__Set exercise__.
Leave out the pictures and retype only the lines from the opening line to the line that holds "items-center border-b border-dotted", both ends included.

__Data provided__.
— START —
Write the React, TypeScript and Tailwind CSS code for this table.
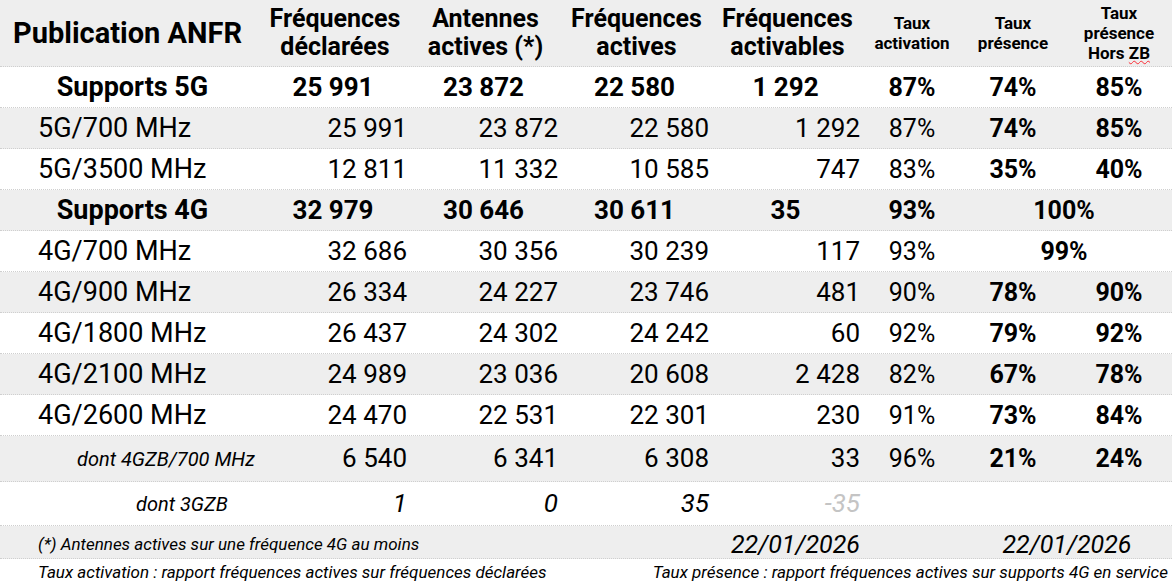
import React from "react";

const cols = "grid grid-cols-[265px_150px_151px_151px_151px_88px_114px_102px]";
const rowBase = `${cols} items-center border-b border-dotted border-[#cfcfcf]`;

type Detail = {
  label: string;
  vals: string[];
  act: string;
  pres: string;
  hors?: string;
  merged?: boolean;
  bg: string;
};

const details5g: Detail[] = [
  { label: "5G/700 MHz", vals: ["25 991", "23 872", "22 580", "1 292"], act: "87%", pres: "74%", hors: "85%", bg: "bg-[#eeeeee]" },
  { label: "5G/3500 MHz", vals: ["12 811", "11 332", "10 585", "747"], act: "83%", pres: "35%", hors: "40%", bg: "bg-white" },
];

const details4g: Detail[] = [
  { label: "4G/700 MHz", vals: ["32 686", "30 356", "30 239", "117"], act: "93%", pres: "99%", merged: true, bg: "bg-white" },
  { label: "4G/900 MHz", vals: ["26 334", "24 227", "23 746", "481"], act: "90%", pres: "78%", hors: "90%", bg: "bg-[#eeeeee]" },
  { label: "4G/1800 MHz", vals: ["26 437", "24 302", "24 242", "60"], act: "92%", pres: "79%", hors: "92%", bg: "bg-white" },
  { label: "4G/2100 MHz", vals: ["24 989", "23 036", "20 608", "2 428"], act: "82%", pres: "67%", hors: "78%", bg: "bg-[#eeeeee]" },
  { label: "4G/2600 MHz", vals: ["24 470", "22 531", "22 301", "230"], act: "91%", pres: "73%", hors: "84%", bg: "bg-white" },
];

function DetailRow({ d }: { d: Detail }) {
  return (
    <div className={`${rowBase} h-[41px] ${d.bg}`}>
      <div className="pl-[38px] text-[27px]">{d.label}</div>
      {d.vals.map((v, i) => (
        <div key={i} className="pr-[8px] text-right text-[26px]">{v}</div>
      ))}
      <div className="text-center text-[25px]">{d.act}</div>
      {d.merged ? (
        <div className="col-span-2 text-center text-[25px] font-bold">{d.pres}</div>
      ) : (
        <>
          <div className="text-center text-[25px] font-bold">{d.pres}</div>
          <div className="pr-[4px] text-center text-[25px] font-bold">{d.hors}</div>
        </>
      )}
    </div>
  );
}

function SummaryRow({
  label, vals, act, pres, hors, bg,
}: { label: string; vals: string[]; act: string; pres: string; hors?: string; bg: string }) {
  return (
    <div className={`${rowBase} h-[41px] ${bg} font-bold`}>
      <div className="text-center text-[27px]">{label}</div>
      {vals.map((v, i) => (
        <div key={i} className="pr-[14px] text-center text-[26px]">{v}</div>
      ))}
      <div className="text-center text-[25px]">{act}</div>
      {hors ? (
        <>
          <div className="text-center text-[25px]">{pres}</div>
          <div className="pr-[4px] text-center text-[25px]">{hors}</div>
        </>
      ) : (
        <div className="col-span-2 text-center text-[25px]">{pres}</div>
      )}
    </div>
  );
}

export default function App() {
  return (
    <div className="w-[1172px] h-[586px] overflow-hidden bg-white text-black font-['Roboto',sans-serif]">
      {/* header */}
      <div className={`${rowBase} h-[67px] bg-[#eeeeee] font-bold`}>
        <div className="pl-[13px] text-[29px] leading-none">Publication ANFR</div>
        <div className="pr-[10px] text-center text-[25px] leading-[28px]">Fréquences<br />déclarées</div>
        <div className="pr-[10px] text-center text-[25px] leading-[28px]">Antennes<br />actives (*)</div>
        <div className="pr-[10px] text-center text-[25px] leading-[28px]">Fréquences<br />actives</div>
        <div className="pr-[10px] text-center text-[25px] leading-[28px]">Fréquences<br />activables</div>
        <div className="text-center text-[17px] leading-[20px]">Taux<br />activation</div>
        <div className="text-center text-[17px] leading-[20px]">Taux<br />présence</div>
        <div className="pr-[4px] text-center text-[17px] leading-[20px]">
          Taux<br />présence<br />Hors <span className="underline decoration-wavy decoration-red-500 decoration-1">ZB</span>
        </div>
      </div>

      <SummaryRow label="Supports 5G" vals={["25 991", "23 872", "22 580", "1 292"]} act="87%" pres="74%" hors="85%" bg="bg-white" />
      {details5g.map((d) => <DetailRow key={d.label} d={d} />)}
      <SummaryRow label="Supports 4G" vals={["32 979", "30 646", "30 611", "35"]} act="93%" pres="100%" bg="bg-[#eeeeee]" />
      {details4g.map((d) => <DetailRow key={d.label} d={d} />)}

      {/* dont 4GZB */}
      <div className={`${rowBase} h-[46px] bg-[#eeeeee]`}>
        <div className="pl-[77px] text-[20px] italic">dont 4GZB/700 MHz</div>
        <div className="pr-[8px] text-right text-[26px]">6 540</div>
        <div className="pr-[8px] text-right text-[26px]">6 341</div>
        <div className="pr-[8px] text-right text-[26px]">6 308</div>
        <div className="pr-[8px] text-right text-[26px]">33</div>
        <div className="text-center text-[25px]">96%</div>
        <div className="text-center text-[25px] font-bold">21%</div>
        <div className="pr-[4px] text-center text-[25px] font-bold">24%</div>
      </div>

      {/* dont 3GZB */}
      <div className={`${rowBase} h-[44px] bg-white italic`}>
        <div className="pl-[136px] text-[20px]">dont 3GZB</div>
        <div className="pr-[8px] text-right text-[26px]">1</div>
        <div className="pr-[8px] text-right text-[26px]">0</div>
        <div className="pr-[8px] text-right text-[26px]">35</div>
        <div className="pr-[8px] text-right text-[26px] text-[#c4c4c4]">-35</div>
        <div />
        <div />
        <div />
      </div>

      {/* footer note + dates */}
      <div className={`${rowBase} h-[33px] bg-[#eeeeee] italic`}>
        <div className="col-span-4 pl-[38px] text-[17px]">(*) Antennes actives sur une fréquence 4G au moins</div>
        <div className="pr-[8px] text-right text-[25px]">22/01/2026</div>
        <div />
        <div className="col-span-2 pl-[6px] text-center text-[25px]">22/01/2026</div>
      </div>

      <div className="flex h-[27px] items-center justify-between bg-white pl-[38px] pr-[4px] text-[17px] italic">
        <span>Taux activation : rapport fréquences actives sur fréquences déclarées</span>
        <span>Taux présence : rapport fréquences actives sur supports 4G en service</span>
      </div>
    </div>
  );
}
— END —
__Solution to this exercise__.
Write the React, TypeScript and Tailwind CSS code for this table.
import React from "react";

const cols = "grid grid-cols-[265px_150px_151px_151px_151px_88px_114px_102px]";
const rowBase = `${cols} items-center border-b border-dotted border-[#cfcfcf]`;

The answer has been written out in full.